Well, I now have a feeling that causing people to pose in front of the camera too would lead them into a flow if done correctly (minimal distractions, precise instructions, no embarrassing surroundings and a confident subject). But, would the flow be "natural"? There is nothing sacred about natural flows - and experiencing "unnatural" flows could be very interesting for the subject - that would lend itself to photography better, but it just doesn't sit well with me at the moment. I guess I am more concerned about capturing the natural flows in a person. At display would be all kinds of genuine emotions and honest flaws, and capturing them all would give a truer picture about the way the person actually is, rather than giving false impressions through glamorous photographs that add a lot of qualities that just makes it look fake.
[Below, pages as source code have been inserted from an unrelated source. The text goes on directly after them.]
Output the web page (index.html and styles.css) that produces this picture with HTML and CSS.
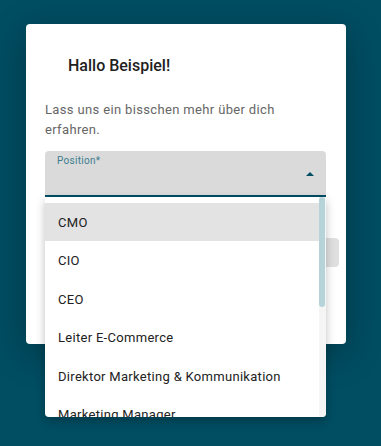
FILE: index.html
```html
<!DOCTYPE html>
<html lang="de">
<head>
    <meta charset="UTF-8">
    <meta name="viewport" content="width=device-width, initial-scale=1.0">
    <title>Hallo Beispiel</title>
    <link rel="stylesheet" href="styles.css">
</head>
<body>
    <div class="dialog">
        <h2 class="dialog-title">Hallo Beispiel!</h2>
        <p class="dialog-text">Lass uns ein bisschen mehr über dich erfahren.</p>

        <!-- Auswahlfeld Position -->
        <div class="select-field">
            <span class="select-label">Position*</span>
            <span class="select-arrow"></span>

            <div class="select-panel">
                <div class="option active">CMO</div>
                <div class="option">CIO</div>
                <div class="option">CEO</div>
                <div class="option">Leiter E-Commerce</div>
                <div class="option">Direktor Marketing &amp; Kommunikation</div>
                <div class="option">Marketing Manager</div>
                <div class="scroll-track"><div class="scroll-thumb"></div></div>
            </div>
        </div>

        <div class="dialog-actions">
            <button class="next-btn">Weiter</button>
        </div>
    </div>
</body>
</html>
```

FILE: styles.css
```css
/* Hintergrund */
body {
    margin: 0;
    min-height: 100vh;
    background-color: #014d62;
    font-family: Roboto, "Noto Sans", Arial, sans-serif;
    overflow: hidden;
}

/* Dialog */
.dialog {
    box-sizing: border-box;
    width: 320px;
    height: 320px;
    margin: 24px 0 0 26px;
    padding: 19px;
    background-color: #ffffff;
    border-radius: 4px;
    box-shadow: 0 9px 36px rgba(0, 0, 0, 0.28);
}

.dialog-title {
    margin: 13px 0 0 23px;
    font-size: 16px;
    line-height: 20px;
    font-weight: 500;
    color: #212121;
}

.dialog-text {
    margin: 24px 0 0 0;
    font-size: 13px;
    line-height: 20px;
    letter-spacing: 0.35px;
    color: #666666;
}

/* Auswahlfeld */
.select-field {
    position: relative;
    box-sizing: border-box;
    height: 46px;
    margin-top: 11px;
    width: 281px;
    background-color: #dadada;
    border-radius: 4px 4px 0 0;
    border-bottom: 2px solid #014d62;
}

.select-label {
    position: absolute;
    left: 12px;
    top: 4px;
    font-size: 10px;
    letter-spacing: 0.3px;
    color: #3b7d8e;
}

.select-arrow {
    position: absolute;
    right: 12px;
    top: 21px;
    width: 0;
    height: 0;
    border-left: 4px solid transparent;
    border-right: 4px solid transparent;
    border-bottom: 4px solid #014d62;
}

/* Dropdown */
.select-panel {
    position: absolute;
    left: 0;
    top: 46px;
    z-index: 10;
    width: 281px;
    height: 220px;
    padding-top: 6px;
    box-sizing: border-box;
    background-color: #ffffff;
    border-radius: 0 0 4px 4px;
    box-shadow: 0 4px 10px rgba(0, 0, 0, 0.25);
    overflow: hidden;
}

.option {
    height: 38.4px;
    line-height: 39px;
    padding-left: 13px;
    font-size: 13px;
    letter-spacing: 0.3px;
    color: #222222;
    white-space: nowrap;
}

.option.active {
    background-color: #e3e3e3;
}

.scroll-track {
    position: absolute;
    right: 0;
    top: 0;
    bottom: 0;
    width: 7px;
    background-color: #f5f5f5;
}

.scroll-thumb {
    width: 6px;
    height: 110px;
    border-radius: 3px;
    background-color: #b7d3da;
}

/* Aktionen */
.dialog-actions {
    display: flex;
    justify-content: flex-end;
    margin: 41px -12px 0 0;
}

.next-btn {
    width: 90px;
    height: 29px;
    border: none;
    border-radius: 4px;
    background-color: #e0e0e0;
    color: #9e9e9e;
    font-family: inherit;
}
```
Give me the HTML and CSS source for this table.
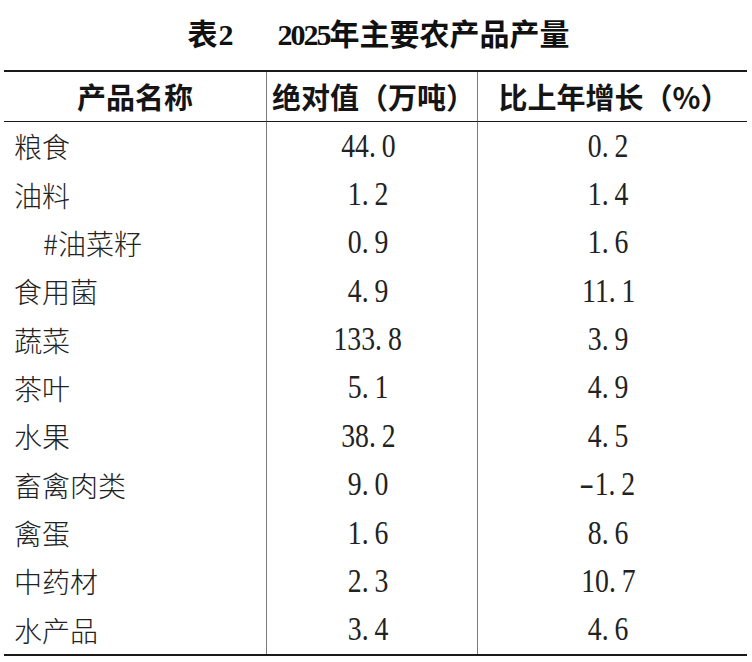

Twenty years hence, I believe that it would be the natural captures that people most warm up to, and not the posed ones, though both might give a good deal of joy to the viewer. For a lot of glamorous photographs, see Jerry Ghionis's work.

Glamor added to posed photographs sure makes it look very striking, but it isn't real in some sense. It isn't authentic. It does not speak to me. It has it's place if the study of the relationships between objects in space or if bringing out particular messages from the subject and the surroundings in the most efficient and powerful way is what the photographer is after.

But, I would take a photograph depicting genuine emotions captured in real time and post-processed to highlight it any day. It's more honest and does greater justice to the subject, her personality and to his/her feelings about himself/herself.

I somehow need to get all if this stuff out on my website. I need to communicate my motives and my need to capture candid portraits clearly and in an entertaining manner. I also need to read more of Creativity and gather further insights into my mind and put it out on the site. Look at one of the entries in this notebook where Mihaly talks about how websites need to be to grab people's attention. Should be put to good use.